TONKA BAY — Three couples with a passion for boating came together to buy the Caribbean Marina and Restaurant in Tonka Bay earlier this summer.
The couples — Rob and Laura Schatzle, of Spring Park; Dave and Kristin Hemink, of Minnetonka; and Shawn and Kelly Wischmeier, of Tonka Bay — met through mutual friends and when the opportunity presented itself to buy the Caribbean, they jumped at it.
The deal was valued at about $6 million for four parcels of land with the marina, a nearby house and two vacant lots. It closed on May 31, Dave Hemink told Lakeshore Weekly News. The group bought The Caribbean, at 135 Lakeview Ave., from the Koch family, who had owned it since the 1960s. A few years after Gordy Koch, the Caribbean’s proprietor, died in 2015, the family decided to sell.
“I’m excited to bring this property back to being that destination place on the lake,” Dave Hemink said. “It’s going to be a really nice offering on the Lower Lake; a really neat experience for people.”
The new owners have big plans for the business.
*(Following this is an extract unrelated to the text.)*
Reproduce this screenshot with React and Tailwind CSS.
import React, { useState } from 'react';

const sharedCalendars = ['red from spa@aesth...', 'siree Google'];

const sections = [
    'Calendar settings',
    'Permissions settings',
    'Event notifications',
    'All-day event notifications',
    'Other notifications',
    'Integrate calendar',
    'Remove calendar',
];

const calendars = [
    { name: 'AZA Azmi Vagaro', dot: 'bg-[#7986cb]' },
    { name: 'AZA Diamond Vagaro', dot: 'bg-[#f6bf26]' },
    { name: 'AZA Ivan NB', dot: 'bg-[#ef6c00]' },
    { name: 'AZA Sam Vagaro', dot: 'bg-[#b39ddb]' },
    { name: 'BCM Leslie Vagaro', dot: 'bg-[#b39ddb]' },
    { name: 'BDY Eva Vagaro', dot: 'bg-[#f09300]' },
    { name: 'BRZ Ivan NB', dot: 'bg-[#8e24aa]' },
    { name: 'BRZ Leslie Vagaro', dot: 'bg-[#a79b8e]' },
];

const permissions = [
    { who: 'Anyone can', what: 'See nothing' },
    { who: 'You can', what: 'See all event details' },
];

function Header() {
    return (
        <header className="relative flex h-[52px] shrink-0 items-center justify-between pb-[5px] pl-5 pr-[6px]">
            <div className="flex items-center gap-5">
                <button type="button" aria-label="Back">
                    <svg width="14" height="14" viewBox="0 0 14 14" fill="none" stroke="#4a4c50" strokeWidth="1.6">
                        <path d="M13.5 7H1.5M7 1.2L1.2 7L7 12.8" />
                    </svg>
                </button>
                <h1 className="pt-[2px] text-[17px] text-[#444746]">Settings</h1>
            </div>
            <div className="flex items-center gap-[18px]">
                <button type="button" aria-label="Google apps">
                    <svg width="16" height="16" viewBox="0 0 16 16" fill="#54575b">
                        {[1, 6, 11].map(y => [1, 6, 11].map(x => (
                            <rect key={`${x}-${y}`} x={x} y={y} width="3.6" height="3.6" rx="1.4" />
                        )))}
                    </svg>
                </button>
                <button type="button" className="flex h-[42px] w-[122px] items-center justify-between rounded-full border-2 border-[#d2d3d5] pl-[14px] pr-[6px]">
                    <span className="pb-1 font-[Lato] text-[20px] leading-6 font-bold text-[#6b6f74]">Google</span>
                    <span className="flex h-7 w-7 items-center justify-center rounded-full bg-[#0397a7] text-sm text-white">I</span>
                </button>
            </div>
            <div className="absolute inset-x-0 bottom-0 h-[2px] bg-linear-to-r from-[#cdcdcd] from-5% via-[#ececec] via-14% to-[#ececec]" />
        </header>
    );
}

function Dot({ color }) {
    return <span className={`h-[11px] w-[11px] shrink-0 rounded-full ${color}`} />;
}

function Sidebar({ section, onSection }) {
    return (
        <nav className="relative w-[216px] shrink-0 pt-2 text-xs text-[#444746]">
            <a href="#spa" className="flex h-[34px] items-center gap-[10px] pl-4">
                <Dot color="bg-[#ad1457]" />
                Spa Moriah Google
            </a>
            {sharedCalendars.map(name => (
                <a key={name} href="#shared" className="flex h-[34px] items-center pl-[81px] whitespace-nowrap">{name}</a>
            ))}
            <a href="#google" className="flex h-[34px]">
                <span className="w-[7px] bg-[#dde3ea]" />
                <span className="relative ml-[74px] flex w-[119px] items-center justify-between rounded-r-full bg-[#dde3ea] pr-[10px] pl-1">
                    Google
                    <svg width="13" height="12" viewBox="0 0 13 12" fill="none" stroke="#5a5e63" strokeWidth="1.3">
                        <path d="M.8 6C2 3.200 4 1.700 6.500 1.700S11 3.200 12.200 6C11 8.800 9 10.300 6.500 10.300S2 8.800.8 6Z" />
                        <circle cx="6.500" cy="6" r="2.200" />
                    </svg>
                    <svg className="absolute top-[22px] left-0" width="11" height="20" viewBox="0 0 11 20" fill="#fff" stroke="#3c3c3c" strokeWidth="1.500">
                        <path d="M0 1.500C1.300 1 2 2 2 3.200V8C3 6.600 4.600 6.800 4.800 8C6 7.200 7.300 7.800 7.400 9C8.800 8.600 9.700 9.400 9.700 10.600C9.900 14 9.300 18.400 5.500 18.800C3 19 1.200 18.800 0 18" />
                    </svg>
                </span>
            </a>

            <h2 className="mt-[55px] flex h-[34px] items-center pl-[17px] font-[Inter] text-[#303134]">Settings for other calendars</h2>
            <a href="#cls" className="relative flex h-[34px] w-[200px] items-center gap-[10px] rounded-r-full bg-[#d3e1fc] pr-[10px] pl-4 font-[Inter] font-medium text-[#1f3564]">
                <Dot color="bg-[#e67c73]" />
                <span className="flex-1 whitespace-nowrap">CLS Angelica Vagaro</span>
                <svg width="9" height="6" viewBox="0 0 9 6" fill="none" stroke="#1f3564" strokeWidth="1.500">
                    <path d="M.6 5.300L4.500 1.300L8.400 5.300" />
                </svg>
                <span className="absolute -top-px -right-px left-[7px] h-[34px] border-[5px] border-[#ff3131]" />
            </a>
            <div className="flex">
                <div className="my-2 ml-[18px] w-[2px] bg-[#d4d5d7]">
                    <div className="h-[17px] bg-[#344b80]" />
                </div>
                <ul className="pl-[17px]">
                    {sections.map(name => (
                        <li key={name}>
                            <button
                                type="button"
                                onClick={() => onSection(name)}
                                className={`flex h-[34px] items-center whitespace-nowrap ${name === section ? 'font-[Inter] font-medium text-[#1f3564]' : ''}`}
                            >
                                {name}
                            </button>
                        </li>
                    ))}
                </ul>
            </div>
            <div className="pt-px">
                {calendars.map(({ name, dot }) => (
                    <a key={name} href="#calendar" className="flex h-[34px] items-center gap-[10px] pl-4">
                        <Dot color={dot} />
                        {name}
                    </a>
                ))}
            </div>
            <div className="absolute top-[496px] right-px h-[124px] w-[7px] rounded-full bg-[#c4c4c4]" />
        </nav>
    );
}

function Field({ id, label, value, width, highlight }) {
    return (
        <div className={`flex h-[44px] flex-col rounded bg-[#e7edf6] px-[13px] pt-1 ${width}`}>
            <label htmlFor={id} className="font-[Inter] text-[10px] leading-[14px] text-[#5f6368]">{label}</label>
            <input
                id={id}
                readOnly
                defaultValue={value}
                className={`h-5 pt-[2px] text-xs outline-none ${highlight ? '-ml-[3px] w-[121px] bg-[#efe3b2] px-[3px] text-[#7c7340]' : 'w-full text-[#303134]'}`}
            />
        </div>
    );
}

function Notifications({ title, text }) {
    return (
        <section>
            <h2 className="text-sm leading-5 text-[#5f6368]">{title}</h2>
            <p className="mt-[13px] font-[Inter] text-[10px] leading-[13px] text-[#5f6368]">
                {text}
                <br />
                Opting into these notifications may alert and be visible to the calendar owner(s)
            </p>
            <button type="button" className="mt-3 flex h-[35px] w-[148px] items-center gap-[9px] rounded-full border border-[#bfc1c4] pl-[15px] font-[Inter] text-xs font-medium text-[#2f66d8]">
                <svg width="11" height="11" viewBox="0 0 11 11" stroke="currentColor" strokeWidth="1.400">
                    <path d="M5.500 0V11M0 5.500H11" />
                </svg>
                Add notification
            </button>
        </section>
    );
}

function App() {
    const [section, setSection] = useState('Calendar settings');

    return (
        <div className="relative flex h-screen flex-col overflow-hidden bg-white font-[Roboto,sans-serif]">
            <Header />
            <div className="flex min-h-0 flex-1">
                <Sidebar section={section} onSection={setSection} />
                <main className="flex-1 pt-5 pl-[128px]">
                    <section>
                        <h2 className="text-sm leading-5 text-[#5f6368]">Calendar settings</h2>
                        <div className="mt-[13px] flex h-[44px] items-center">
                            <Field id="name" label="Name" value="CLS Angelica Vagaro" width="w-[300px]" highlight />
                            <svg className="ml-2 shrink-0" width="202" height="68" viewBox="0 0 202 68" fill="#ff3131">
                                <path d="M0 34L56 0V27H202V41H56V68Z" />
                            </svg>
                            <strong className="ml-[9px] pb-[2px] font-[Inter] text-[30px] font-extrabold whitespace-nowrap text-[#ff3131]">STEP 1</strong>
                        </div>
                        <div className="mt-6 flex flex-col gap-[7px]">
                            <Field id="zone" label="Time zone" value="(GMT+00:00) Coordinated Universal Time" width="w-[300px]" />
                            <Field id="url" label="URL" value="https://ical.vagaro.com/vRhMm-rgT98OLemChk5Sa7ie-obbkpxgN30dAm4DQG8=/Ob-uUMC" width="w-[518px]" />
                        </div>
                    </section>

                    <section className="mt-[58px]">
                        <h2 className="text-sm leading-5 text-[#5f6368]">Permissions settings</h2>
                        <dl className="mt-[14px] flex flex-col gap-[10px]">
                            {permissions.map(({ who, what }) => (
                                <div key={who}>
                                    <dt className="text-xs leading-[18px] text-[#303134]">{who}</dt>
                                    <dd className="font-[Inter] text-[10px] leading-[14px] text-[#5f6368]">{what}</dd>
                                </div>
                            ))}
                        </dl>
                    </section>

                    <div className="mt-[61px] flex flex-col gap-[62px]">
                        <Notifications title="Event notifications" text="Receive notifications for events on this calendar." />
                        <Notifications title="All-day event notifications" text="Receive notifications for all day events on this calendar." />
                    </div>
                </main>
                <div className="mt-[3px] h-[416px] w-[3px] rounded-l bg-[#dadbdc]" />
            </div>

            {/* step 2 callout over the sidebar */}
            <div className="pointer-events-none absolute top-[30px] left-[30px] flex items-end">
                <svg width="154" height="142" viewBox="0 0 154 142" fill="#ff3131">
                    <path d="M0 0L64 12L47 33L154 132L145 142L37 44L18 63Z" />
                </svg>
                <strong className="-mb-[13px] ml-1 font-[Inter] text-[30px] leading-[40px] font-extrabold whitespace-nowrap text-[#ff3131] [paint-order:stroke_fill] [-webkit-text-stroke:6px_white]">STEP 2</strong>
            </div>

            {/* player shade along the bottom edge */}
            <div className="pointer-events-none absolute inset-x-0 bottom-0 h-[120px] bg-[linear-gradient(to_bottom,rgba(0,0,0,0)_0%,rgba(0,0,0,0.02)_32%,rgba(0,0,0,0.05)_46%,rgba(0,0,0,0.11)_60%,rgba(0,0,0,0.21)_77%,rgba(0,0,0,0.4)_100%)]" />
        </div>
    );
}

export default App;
From offering concierge-level service for boat owners courtesy of the Schatzle’s company, Shakopee-based RSI Marine, to improving the marina’s layout, they hope to make the marina and restaurant a family-friendly destination for boaters on Lake Minnetonka.
“The Caribbean has had a long history on the lake — people who were here at the restaurant, all the fun that used to go on here. They have great memories of coming with their parents, with their grandparents — it’s just this little place on the lake that has this cool, fun following,” Dave Hemink said. “... We want to kind of pick up the value of what those memories have been created as and then bring it forward into today so people can come back and do that again.”
One person who has fond memories of coming to The Caribbean’s restaurant is Rob Schatzle. He grew up in Excelsior and graduated from Minnetonka High School.
“To finally be a part of this and see the transformation of it — to grow this business and our current business — is part of the excitement [of owning the Caribbean],” Rob Schatzle said.
The restaurant is expected to open the week of July 4. It has been closed this season as the new owners awaited proper permits. But when it does open for the summer, restaurant goers can expect “a very similar type of offering” to what the Caribbean had before, Dave Hemink said.
The restaurant will feature upgraded landscaping, expanded dockside services, walk-up ordering at the restaurant and a bike rack, among other changes, he noted.
“The layout of the marina is not optimized for people wanting to come in and use it,” Dave Hemink pointed out as he watched a large boat try to pull up to one of the slips at the Caribbean.
Because of that, the new owners plan to modernize and optimize the 147-slip marina for better boat traffic. They also plan to expand the width of the docks, which are now too skinny for two families to pass each other safely, Dave Hemink said.
The new dock configuration — which could include additional slips — likely won’t happen until next spring, though, as The Caribbean has to get the proper approval from local officials.
Under its new ownership, the marina will continue to offer dockside gas and headpump services for boaters with slips at the marina and for the public, and Tom Jacobs’ Bay-to-Bay Boat Club will still be run from the Caribbean’s property, the new owners said.
But boat owners can expect to see more services aimed at making their lives easier and bring the marina to the “next level,” Rob Schatzle said.
Using RSI’s services, the Caribbean is now a full-service marina where boat owners just have to make one phone call to get their boat fixed, he explained. RSI will come pick up the boat (if repairs can’t be done on the water), transport it to Shakopee to fix it, and bring it back to the boat owner’s slip.
The Caribbean will also offer winterizing and storage, with Dave Hemink noting these services were not “vertically integrated” with the marina under the previous ownership.
“If you provide a great service and sell a great story that starts in the water, because that’s what people are most concerned about — ‘I have a boat I want to be able to get in and out of it, I want it to be safe and then at the end of the year, I just want somebody to take care of it.’ — And now they can do that, it’s vertically integrated. It’s concierge, that’s the best way to describe it, from trailer to trailer, full service, wherever somebody’s boat is stored — we can do that,” he said.
Dave Hemink added that the “huge synergies” between RSI and the Caribbean “really affords us a unique value proposition on the lake” with the restaurant, full-service marina, slips and the boat club.
Laura Schatzle said most of the employees stayed on with the Caribbean when they bought it. Currently, the marina has five employees and once the restaurant gets up and running, they’ll have a steady five to six employees on a given basis, Dave Hemink said.